TASK BRIEF: Leaving out every picture, retype the lines below from the top through the one that contains "const card = 'rounded-[18px]".

————

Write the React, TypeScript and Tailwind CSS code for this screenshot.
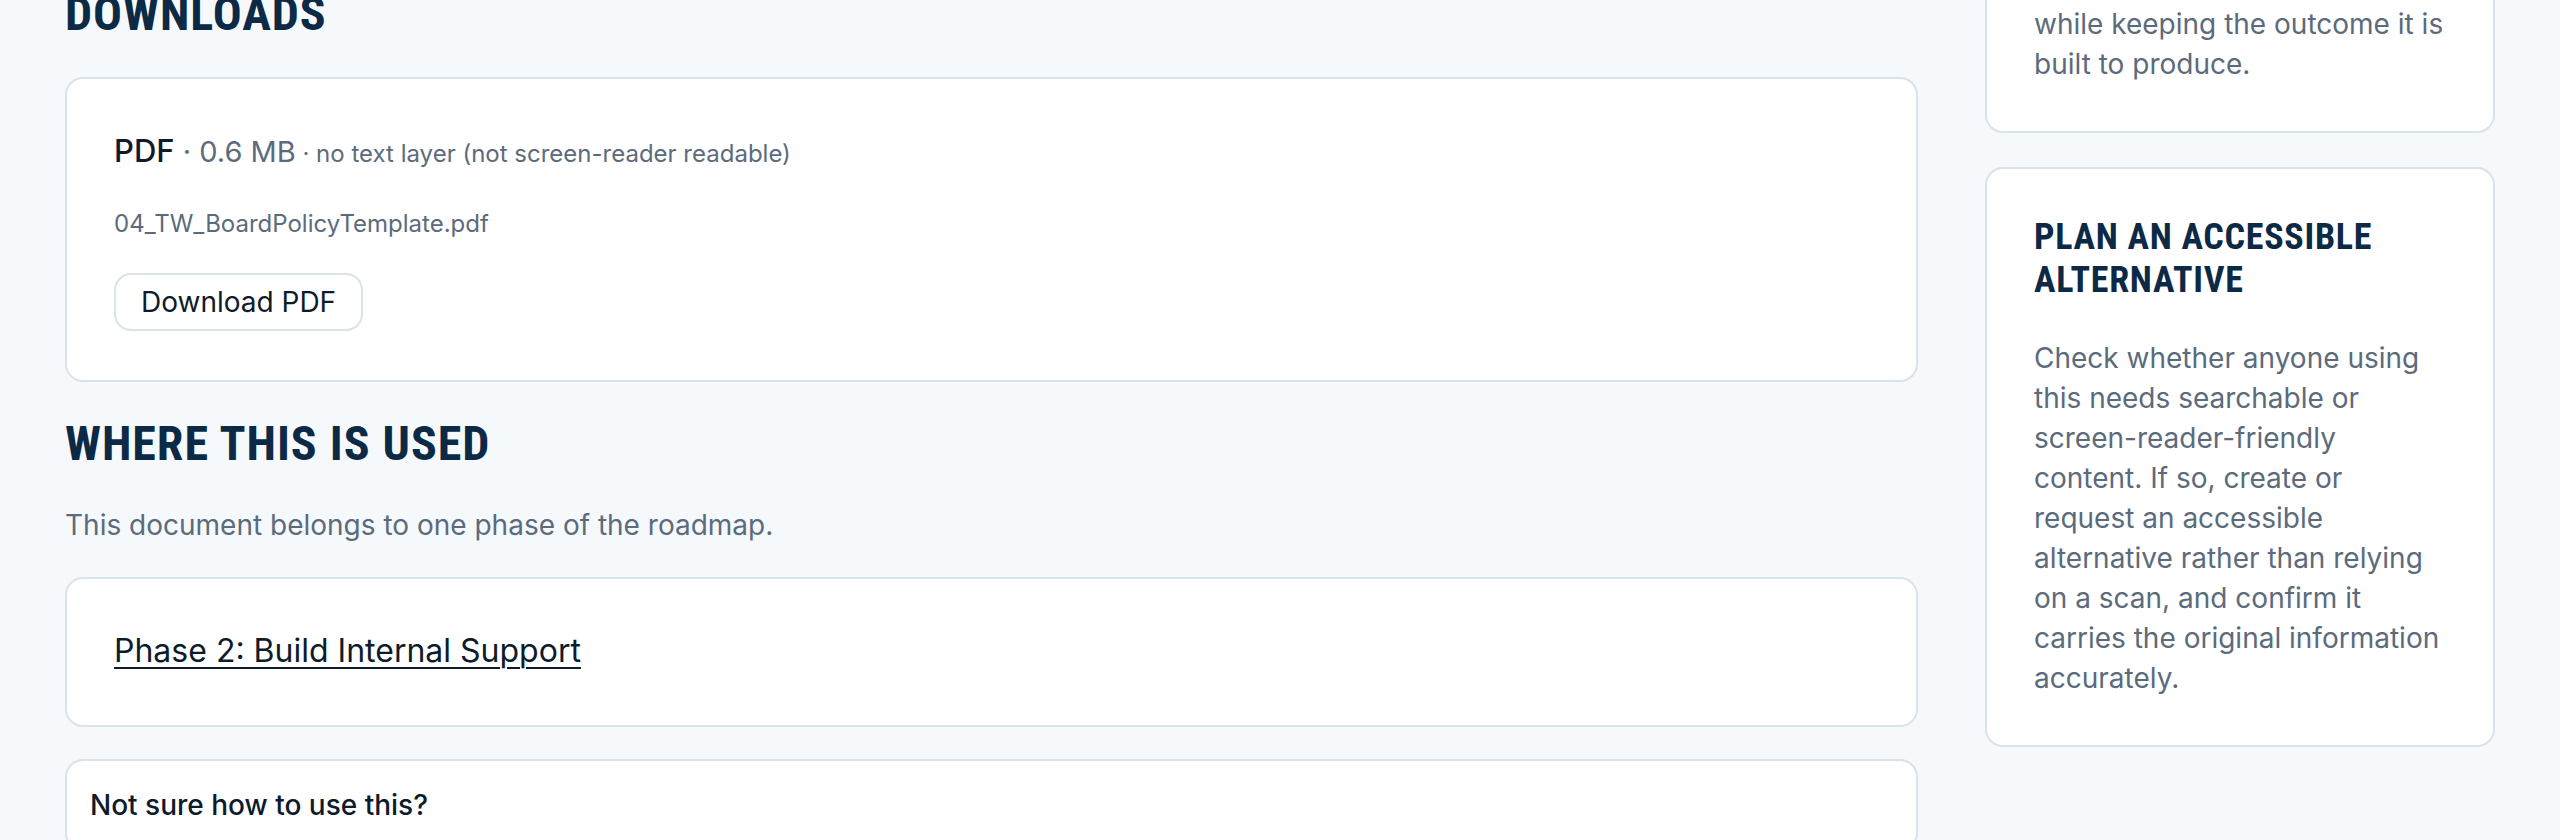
import React from 'react';

const heading = "font-['Roboto_Condensed','Roboto','DejaVu_Sans_Condensed',sans-serif] [font-stretch:75%] font-bold uppercase text-[#0c2945]";
const body = "font-['Inter','Noto_Sans',sans-serif]";
const card = 'rounded-[18px] border-2 border-[#d9e3eb] bg-white';

function SideCard({ title, children }: { title?: string; children: React.ReactNode }) {
  return (
    <div className={`${card} px-[47px] py-[47px]`}>
      {title && (
        <h3 className={`${heading} text-[36px] leading-[1.2] tracking-[0.02em] mb-[36px]`}>{title}</h3>
      )}
      <p className="text-[28px] leading-[40px] text-[#5b6b7c]">{children}</p>
    </div>
  );
}

export default function App() {
  return (
    <div className={`${body} h-[840px] overflow-hidden bg-[#f5f9fc]`}>
      <div className="grid grid-cols-[1fr_510px] gap-x-[67px] px-[65px]">
        {/* Main column */}
        <main className="mt-[-15px] flex flex-col">
          <h2 className={`${heading} text-[48px] leading-[1.2] tracking-[0.02em] mb-[34px]`}>Downloads</h2>

          <section className={`${card} px-[47px] pt-[47px] pb-[49px]`}>
            <p className="text-[29px] leading-[50px] text-[#5b6b7c]">
              <span className="text-[31px] font-medium text-[#0d1b2a]">PDF</span>
              <span> · 0.6 MB</span>
              <span className="text-[24px]"> · no text layer (not screen-reader readable)</span>
            </p>
            <p className="mt-[26px] text-[24px] leading-[38px] text-[#5b6b7c]">04_TW_BoardPolicyTemplate.pdf</p>
            <div className="mt-[30px]">
              <button className="rounded-[17px] border-2 border-[#d9e3eb] bg-white px-[25px] py-[7px] text-[28px] leading-[40px] text-[#0d1b2a]">
                Download PDF
              </button>
            </div>
          </section>

          <h2 className={`${heading} mt-[33px] mb-[31px] text-[48px] leading-[1.2] tracking-[0.02em]`}>Where this is used</h2>
          <p className="text-[28px] leading-[44.8px] text-[#5b6b7c] mb-[29px]">
            This document belongs to one phase of the roadmap.
          </p>

          <section className={`${card} px-[47px] pt-[47px] pb-[49px]`}>
            <a href="#" className="text-[32px] leading-[50px] text-[#0d1b2a] underline underline-offset-[5px] decoration-[2px]">
              Phase 2: Build Internal Support
            </a>
          </section>

          <section className={`${card} mt-[32px] px-[23px] py-[23px]`}>
            <p className="text-[28px] leading-[42px] font-medium text-[#0d1b2a]">Not sure how to use this?</p>
          </section>
        </main>

        {/* Sidebar */}
        <aside className="mt-[-45px] flex flex-col gap-[34px]">
          <SideCard>
            while keeping the outcome it is built to produce.
          </SideCard>
          <SideCard title="Plan an accessible alternative">
            Check whether anyone using this needs searchable or screen-reader-friendly content. If so, create or
            request an accessible alternative rather than relying on a scan, and confirm it carries the original
            information accurately.
          </SideCard>
        </aside>
      </div>
    </div>
  );
}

————

EXPECTED ANSWER:
Write the React, TypeScript and Tailwind CSS code for this screenshot.
import React from 'react';

const heading = "font-['Roboto_Condensed','Roboto','DejaVu_Sans_Condensed',sans-serif] [font-stretch:75%] font-bold uppercase text-[#0c2945]";
const body = "font-['Inter','Noto_Sans',sans-serif]";
const card = 'rounded-[18px] border-2 border-[#d9e3eb] bg-white';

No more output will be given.